» TASK BRIEF
Write out the data again exactly, skipping every picture.

» MATERIAL
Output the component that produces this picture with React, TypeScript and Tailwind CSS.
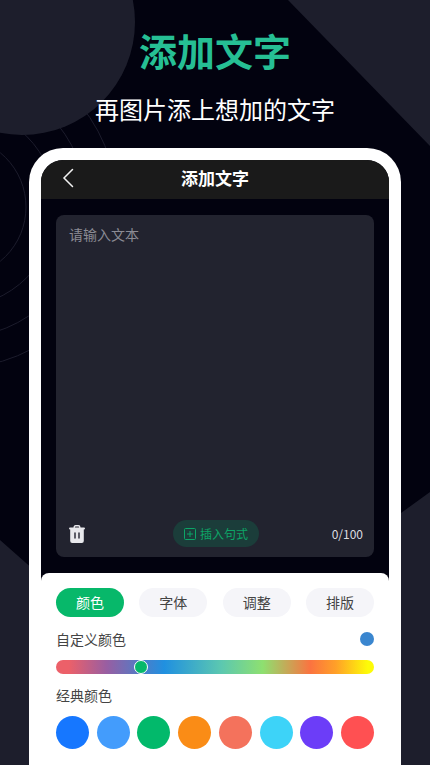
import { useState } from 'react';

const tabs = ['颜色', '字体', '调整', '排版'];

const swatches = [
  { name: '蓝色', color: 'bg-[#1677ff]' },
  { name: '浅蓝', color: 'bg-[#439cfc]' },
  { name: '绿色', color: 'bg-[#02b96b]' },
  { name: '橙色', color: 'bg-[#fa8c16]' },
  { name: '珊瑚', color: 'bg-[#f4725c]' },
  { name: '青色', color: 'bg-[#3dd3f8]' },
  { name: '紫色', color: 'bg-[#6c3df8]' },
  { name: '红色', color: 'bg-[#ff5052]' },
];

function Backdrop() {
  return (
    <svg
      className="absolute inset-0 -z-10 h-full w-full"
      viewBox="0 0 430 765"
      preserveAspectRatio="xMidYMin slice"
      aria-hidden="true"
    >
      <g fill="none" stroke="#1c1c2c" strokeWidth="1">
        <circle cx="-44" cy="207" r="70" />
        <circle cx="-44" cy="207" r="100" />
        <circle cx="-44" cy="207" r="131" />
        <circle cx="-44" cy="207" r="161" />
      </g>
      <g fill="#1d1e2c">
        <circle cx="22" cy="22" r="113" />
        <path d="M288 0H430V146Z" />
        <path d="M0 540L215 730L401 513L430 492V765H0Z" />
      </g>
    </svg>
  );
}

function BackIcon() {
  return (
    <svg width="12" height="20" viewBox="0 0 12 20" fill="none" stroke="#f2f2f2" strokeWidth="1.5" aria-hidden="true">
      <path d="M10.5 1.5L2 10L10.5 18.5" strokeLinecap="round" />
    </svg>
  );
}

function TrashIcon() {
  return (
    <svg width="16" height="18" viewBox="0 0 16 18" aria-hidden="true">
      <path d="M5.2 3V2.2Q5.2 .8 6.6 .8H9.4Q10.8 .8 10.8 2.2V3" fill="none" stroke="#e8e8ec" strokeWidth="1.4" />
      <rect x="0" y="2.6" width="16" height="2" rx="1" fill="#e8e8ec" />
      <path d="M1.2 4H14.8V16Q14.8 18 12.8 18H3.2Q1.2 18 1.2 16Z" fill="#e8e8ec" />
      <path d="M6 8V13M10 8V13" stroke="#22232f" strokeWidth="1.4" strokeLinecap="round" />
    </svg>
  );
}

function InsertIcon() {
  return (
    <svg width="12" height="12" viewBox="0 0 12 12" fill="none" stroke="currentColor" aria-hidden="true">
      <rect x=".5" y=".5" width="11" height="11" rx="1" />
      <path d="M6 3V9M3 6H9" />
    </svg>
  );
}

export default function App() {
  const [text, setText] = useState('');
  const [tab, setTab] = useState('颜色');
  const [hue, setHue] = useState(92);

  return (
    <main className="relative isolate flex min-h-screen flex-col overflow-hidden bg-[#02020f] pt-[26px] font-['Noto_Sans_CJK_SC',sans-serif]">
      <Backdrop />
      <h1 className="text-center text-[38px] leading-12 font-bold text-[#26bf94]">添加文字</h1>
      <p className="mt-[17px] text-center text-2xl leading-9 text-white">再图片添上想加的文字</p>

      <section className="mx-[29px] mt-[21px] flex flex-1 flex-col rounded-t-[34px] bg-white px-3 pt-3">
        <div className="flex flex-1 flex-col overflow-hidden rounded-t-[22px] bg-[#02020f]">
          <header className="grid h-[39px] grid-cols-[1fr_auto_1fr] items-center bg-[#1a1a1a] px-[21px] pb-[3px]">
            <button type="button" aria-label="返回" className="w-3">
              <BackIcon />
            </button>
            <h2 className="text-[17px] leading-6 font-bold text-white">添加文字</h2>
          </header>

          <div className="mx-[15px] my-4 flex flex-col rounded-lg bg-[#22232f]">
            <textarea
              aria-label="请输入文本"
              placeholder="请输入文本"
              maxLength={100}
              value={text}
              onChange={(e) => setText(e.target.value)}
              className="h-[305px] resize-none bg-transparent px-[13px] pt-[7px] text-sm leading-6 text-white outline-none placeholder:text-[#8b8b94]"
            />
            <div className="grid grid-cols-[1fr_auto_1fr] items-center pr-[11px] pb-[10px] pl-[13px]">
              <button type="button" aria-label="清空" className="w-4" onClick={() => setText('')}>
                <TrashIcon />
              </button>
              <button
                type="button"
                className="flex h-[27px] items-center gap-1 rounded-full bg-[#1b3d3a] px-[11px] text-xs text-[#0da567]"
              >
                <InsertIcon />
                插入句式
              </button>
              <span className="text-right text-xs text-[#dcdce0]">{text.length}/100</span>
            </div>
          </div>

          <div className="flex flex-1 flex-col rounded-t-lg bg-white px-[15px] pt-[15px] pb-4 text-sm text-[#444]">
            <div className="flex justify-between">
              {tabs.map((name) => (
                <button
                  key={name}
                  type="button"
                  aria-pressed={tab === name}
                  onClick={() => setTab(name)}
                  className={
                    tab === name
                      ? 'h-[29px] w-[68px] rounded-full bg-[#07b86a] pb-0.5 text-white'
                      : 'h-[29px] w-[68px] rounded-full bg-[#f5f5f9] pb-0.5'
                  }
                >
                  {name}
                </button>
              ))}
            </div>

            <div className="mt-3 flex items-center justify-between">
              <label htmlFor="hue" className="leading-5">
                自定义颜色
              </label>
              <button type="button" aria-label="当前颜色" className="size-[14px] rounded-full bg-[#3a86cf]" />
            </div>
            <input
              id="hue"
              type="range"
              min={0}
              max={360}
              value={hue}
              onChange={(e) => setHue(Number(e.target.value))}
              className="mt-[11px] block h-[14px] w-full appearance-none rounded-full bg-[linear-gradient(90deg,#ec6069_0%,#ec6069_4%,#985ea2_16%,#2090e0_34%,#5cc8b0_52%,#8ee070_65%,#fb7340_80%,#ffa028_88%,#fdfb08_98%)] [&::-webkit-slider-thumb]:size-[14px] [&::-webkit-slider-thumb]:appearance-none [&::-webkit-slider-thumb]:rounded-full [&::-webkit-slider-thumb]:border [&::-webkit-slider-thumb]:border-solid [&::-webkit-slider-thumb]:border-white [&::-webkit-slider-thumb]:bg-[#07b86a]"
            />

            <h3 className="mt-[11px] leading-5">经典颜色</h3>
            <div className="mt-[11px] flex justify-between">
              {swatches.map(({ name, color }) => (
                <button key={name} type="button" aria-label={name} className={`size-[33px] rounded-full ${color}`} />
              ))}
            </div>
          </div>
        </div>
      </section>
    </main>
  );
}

» EXERCISE ANSWER
Output the component that produces this picture with React, TypeScript and Tailwind CSS.
import { useState } from 'react';

const tabs = ['颜色', '字体', '调整', '排版'];

const swatches = [
  { name: '蓝色', color: 'bg-[#1677ff]' },
  { name: '浅蓝', color: 'bg-[#439cfc]' },
  { name: '绿色', color: 'bg-[#02b96b]' },
  { name: '橙色', color: 'bg-[#fa8c16]' },
  { name: '珊瑚', color: 'bg-[#f4725c]' },
  { name: '青色', color: 'bg-[#3dd3f8]' },
  { name: '紫色', color: 'bg-[#6c3df8]' },
  { name: '红色', color: 'bg-[#ff5052]' },
];

function Backdrop() {
  return (
    <svg
      className="absolute inset-0 -z-10 h-full w-full"
      viewBox="0 0 430 765"
      preserveAspectRatio="xMidYMin slice"
      aria-hidden="true"
    >
      <g fill="none" stroke="#1c1c2c" strokeWidth="1">
        <circle cx="-44" cy="207" r="70" />
        <circle cx="-44" cy="207" r="100" />
        <circle cx="-44" cy="207" r="131" />
        <circle cx="-44" cy="207" r="161" />
      </g>
      <g fill="#1d1e2c">
        <circle cx="22" cy="22" r="113" />
        <path d="M288 0H430V146Z" />
        <path d="M0 540L215 730L401 513L430 492V765H0Z" />
      </g>
    </svg>
  );
}

function BackIcon() {
  return (
    <svg width="12" height="20" viewBox="0 0 12 20" fill="none" stroke="#f2f2f2" strokeWidth="1.5" aria-hidden="true">
      <path d="M10.5 1.5L2 10L10.5 18.5" strokeLinecap="round" />
    </svg>
  );
}

function TrashIcon() {
  return (
    <svg width="16" height="18" viewBox="0 0 16 18" aria-hidden="true">
      <path d="M5.2 3V2.2Q5.2 .8 6.6 .8H9.4Q10.8 .8 10.8 2.2V3" fill="none" stroke="#e8e8ec" strokeWidth="1.4" />
      <rect x="0" y="2.6" width="16" height="2" rx="1" fill="#e8e8ec" />
      <path d="M1.2 4H14.8V16Q14.8 18 12.8 18H3.2Q1.2 18 1.2 16Z" fill="#e8e8ec" />
      <path d="M6 8V13M10 8V13" stroke="#22232f" strokeWidth="1.4" strokeLinecap="round" />
    </svg>
  );
}

function InsertIcon() {
  return (
    <svg width="12" height="12" viewBox="0 0 12 12" fill="none" stroke="currentColor" aria-hidden="true">
      <rect x=".5" y=".5" width="11" height="11" rx="1" />
      <path d="M6 3V9M3 6H9" />
    </svg>
  );
}

export default function App() {
  const [text, setText] = useState('');
  const [tab, setTab] = useState('颜色');
  const [hue, setHue] = useState(92);

  return (
    <main className="relative isolate flex min-h-screen flex-col overflow-hidden bg-[#02020f] pt-[26px] font-['Noto_Sans_CJK_SC',sans-serif]">
      <Backdrop />
      <h1 className="text-center text-[38px] leading-12 font-bold text-[#26bf94]">添加文字</h1>
      <p className="mt-[17px] text-center text-2xl leading-9 text-white">再图片添上想加的文字</p>

      <section className="mx-[29px] mt-[21px] flex flex-1 flex-col rounded-t-[34px] bg-white px-3 pt-3">
        <div className="flex flex-1 flex-col overflow-hidden rounded-t-[22px] bg-[#02020f]">
          <header className="grid h-[39px] grid-cols-[1fr_auto_1fr] items-center bg-[#1a1a1a] px-[21px] pb-[3px]">
            <button type="button" aria-label="返回" className="w-3">
              <BackIcon />
            </button>
            <h2 className="text-[17px] leading-6 font-bold text-white">添加文字</h2>
          </header>

          <div className="mx-[15px] my-4 flex flex-col rounded-lg bg-[#22232f]">
            <textarea
              aria-label="请输入文本"
              placeholder="请输入文本"
              maxLength={100}
              value={text}
              onChange={(e) => setText(e.target.value)}
              className="h-[305px] resize-none bg-transparent px-[13px] pt-[7px] text-sm leading-6 text-white outline-none placeholder:text-[#8b8b94]"
            />
            <div className="grid grid-cols-[1fr_auto_1fr] items-center pr-[11px] pb-[10px] pl-[13px]">
              <button type="button" aria-label="清空" className="w-4" onClick={() => setText('')}>
                <TrashIcon />
              </button>
              <button
                type="button"
                className="flex h-[27px] items-center gap-1 rounded-full bg-[#1b3d3a] px-[11px] text-xs text-[#0da567]"
              >
                <InsertIcon />
                插入句式
              </button>
              <span className="text-right text-xs text-[#dcdce0]">{text.length}/100</span>
            </div>
          </div>

          <div className="flex flex-1 flex-col rounded-t-lg bg-white px-[15px] pt-[15px] pb-4 text-sm text-[#444]">
            <div className="flex justify-between">
              {tabs.map((name) => (
                <button
                  key={name}
                  type="button"
                  aria-pressed={tab === name}
                  onClick={() => setTab(name)}
                  className={
                    tab === name
                      ? 'h-[29px] w-[68px] rounded-full bg-[#07b86a] pb-0.5 text-white'
                      : 'h-[29px] w-[68px] rounded-full bg-[#f5f5f9] pb-0.5'
                  }
                >
                  {name}
                </button>
              ))}
            </div>

            <div className="mt-3 flex items-center justify-between">
              <label htmlFor="hue" className="leading-5">
                自定义颜色
              </label>
              <button type="button" aria-label="当前颜色" className="size-[14px] rounded-full bg-[#3a86cf]" />
            </div>
            <input
              id="hue"
              type="range"
              min={0}
              max={360}
              value={hue}
              onChange={(e) => setHue(Number(e.target.value))}
              className="mt-[11px] block h-[14px] w-full appearance-none rounded-full bg-[linear-gradient(90deg,#ec6069_0%,#ec6069_4%,#985ea2_16%,#2090e0_34%,#5cc8b0_52%,#8ee070_65%,#fb7340_80%,#ffa028_88%,#fdfb08_98%)] [&::-webkit-slider-thumb]:size-[14px] [&::-webkit-slider-thumb]:appearance-none [&::-webkit-slider-thumb]:rounded-full [&::-webkit-slider-thumb]:border [&::-webkit-slider-thumb]:border-solid [&::-webkit-slider-thumb]:border-white [&::-webkit-slider-thumb]:bg-[#07b86a]"
            />

            <h3 className="mt-[11px] leading-5">经典颜色</h3>
            <div className="mt-[11px] flex justify-between">
              {swatches.map(({ name, color }) => (
                <button key={name} type="button" aria-label={name} className={`size-[33px] rounded-full ${color}`} />
              ))}
            </div>
          </div>
        </div>
      </section>
    </main>
  );
}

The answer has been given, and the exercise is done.